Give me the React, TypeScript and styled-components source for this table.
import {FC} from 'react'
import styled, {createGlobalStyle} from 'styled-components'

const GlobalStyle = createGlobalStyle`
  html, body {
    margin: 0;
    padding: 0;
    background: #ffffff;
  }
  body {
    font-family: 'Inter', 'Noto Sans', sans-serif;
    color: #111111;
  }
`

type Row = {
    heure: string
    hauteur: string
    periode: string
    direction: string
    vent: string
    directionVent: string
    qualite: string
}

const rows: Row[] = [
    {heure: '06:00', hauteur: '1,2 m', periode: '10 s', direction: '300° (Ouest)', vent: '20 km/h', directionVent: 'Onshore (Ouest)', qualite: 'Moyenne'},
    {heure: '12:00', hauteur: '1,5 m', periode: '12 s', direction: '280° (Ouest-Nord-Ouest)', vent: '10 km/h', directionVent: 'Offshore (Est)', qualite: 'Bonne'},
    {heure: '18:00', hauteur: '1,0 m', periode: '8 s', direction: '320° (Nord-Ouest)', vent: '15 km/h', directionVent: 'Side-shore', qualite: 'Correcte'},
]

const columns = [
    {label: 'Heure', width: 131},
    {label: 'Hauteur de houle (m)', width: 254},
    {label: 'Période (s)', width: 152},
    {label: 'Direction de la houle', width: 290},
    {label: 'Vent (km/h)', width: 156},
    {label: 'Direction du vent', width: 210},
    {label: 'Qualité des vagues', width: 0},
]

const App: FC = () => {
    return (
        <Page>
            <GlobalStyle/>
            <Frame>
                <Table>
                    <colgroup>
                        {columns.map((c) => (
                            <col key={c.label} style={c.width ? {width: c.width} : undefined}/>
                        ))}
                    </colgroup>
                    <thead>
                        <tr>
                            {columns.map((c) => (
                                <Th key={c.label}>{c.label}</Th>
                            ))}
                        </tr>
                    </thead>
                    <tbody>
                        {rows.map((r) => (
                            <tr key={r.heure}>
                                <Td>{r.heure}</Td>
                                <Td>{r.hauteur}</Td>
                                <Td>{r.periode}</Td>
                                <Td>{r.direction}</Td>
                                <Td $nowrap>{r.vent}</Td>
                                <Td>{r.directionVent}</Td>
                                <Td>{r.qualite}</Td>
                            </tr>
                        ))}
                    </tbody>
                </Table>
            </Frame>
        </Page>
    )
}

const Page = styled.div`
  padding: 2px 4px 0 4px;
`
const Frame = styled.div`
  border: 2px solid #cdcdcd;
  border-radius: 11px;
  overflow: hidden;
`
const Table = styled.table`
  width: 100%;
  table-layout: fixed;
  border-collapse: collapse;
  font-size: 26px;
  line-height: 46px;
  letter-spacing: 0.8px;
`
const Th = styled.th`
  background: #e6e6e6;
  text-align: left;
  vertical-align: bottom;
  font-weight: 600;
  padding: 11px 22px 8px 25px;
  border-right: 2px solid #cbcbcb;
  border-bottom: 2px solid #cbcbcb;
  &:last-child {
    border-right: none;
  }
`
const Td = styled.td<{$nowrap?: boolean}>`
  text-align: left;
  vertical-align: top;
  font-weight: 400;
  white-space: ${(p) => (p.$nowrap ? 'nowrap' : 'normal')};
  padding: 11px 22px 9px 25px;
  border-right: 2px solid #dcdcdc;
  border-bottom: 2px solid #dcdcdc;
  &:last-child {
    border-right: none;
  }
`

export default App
* * *
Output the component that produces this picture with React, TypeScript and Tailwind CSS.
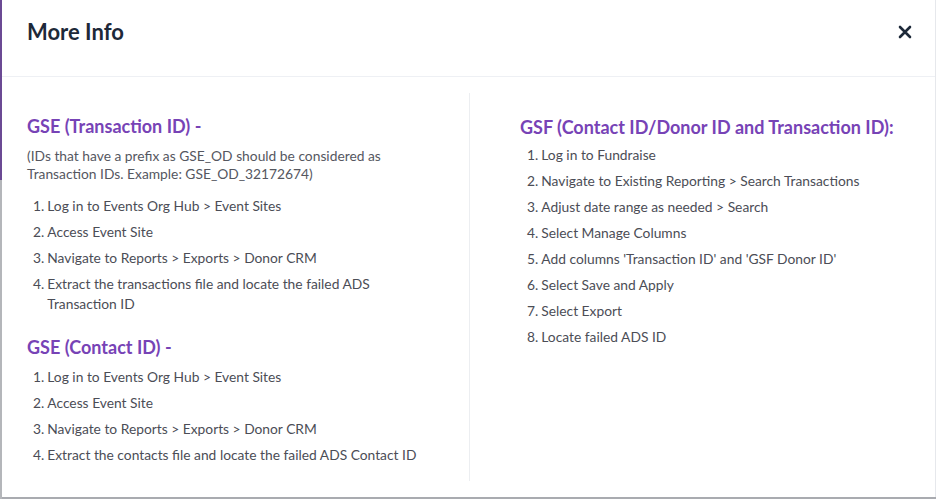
...
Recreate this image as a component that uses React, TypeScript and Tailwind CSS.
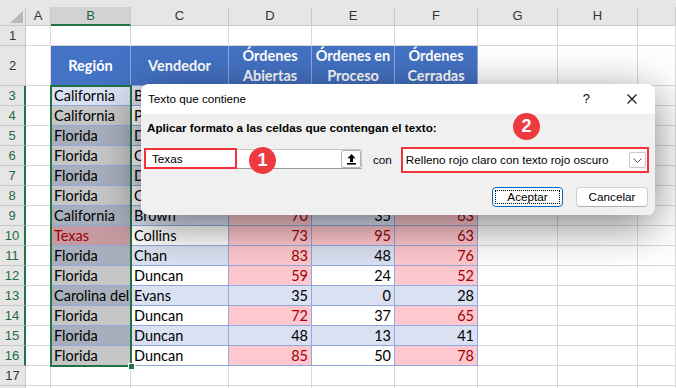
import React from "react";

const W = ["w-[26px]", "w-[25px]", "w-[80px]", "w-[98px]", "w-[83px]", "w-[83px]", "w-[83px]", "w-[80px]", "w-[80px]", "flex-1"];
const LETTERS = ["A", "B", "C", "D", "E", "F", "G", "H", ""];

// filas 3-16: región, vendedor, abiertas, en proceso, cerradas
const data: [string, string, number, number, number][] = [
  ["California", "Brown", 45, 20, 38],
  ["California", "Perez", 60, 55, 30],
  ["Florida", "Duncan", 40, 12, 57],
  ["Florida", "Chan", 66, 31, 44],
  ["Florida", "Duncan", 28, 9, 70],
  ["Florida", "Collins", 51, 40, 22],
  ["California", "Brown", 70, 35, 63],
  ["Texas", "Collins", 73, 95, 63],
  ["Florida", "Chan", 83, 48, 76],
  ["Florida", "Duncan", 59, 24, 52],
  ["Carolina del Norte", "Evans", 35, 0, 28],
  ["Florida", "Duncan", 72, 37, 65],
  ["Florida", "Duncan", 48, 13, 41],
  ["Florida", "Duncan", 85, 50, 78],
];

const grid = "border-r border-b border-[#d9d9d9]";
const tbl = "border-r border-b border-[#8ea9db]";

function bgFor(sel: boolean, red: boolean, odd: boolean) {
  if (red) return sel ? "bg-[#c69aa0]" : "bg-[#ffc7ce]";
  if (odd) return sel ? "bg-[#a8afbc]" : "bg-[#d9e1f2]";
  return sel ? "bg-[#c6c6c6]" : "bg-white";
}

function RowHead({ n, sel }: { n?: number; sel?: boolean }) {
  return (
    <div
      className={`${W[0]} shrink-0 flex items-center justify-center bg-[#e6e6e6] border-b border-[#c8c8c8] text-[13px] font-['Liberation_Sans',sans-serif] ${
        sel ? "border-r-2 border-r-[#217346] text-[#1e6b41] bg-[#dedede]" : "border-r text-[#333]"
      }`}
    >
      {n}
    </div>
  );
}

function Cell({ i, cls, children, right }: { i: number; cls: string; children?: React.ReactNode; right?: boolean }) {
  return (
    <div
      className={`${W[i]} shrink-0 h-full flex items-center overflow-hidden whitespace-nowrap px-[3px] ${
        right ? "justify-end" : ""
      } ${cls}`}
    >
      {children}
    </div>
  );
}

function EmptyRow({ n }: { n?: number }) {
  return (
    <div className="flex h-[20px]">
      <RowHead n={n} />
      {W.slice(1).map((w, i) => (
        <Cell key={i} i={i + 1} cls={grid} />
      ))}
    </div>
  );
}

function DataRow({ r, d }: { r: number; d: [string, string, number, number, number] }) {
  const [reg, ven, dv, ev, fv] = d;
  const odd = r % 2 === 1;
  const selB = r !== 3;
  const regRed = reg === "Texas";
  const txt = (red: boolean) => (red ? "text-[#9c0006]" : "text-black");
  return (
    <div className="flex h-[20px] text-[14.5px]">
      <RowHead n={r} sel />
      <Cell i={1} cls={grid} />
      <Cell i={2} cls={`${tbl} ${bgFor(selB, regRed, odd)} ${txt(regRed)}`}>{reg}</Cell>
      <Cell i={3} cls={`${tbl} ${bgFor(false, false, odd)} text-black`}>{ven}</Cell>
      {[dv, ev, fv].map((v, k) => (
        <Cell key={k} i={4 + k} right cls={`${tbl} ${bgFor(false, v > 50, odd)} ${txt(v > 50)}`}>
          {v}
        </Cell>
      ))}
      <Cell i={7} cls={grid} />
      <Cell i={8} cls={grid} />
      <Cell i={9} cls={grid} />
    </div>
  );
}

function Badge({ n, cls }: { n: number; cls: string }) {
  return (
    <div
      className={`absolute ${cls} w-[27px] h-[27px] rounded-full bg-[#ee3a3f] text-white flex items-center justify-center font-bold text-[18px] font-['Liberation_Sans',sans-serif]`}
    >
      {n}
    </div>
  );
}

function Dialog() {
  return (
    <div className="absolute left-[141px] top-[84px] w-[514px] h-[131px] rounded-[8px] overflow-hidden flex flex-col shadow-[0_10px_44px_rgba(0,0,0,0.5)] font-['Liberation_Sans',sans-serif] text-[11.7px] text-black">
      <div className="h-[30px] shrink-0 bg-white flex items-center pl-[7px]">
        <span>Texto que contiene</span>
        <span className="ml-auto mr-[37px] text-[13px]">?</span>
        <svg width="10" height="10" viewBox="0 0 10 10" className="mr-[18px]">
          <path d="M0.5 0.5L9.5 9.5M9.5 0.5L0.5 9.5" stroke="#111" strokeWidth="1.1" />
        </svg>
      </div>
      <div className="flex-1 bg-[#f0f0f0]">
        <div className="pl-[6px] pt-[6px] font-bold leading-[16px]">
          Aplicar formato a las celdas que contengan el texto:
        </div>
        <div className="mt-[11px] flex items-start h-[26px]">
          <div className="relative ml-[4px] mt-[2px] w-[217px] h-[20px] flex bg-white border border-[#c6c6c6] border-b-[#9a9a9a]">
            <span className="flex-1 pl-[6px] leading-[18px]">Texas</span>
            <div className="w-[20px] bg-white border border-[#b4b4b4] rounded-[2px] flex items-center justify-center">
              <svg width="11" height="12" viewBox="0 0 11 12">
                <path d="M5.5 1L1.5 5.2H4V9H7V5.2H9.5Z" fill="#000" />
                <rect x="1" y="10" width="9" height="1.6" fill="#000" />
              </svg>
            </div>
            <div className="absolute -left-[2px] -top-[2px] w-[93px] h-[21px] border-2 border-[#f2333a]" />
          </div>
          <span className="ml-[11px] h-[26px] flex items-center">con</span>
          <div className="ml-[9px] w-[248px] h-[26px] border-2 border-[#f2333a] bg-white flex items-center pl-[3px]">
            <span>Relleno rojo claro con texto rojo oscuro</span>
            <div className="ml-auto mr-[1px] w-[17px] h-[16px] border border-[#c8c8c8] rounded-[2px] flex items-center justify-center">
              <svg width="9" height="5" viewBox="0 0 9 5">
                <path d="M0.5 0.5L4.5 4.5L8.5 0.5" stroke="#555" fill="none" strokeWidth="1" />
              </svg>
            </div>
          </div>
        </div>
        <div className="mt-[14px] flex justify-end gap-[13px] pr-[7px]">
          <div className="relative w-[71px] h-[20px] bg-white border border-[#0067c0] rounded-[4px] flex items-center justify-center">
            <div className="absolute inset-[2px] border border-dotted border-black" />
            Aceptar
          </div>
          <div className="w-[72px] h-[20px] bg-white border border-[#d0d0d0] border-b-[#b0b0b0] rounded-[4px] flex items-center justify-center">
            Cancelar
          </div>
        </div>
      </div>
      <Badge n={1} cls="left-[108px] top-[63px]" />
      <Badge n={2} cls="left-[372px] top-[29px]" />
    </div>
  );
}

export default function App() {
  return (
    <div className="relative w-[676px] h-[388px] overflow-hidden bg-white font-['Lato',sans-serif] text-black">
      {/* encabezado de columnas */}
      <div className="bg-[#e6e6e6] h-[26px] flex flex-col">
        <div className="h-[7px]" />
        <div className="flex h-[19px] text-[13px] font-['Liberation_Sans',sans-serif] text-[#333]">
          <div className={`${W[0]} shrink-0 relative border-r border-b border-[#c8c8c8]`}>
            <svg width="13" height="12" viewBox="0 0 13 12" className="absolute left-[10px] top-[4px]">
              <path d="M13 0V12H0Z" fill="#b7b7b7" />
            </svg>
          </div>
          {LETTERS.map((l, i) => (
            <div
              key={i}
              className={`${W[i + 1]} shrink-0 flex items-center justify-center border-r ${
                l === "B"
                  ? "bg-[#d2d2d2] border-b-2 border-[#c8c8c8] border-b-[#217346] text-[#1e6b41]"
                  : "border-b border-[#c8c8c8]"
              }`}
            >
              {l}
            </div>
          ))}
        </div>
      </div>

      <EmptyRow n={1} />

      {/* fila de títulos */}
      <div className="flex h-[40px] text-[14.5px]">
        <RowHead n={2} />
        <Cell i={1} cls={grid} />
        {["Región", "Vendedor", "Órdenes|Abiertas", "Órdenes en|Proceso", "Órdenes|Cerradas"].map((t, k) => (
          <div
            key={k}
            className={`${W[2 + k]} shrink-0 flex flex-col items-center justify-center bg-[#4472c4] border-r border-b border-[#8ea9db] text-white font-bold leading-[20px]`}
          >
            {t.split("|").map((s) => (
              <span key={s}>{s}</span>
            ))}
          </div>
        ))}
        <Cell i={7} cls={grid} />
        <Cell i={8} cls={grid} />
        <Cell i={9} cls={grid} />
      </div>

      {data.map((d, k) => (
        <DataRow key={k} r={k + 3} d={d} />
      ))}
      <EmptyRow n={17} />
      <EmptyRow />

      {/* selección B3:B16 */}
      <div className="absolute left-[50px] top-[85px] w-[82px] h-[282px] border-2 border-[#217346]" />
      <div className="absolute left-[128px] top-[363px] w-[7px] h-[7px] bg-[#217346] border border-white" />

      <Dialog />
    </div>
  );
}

● **PROBLEM REQUIREMENTS**: Identify each line containing the string "components" and copy it out.

● **SOLUTION**:
Give me the React, TypeScript and styled-components source for this table.
import styled, {createGlobalStyle} from 'styled-components'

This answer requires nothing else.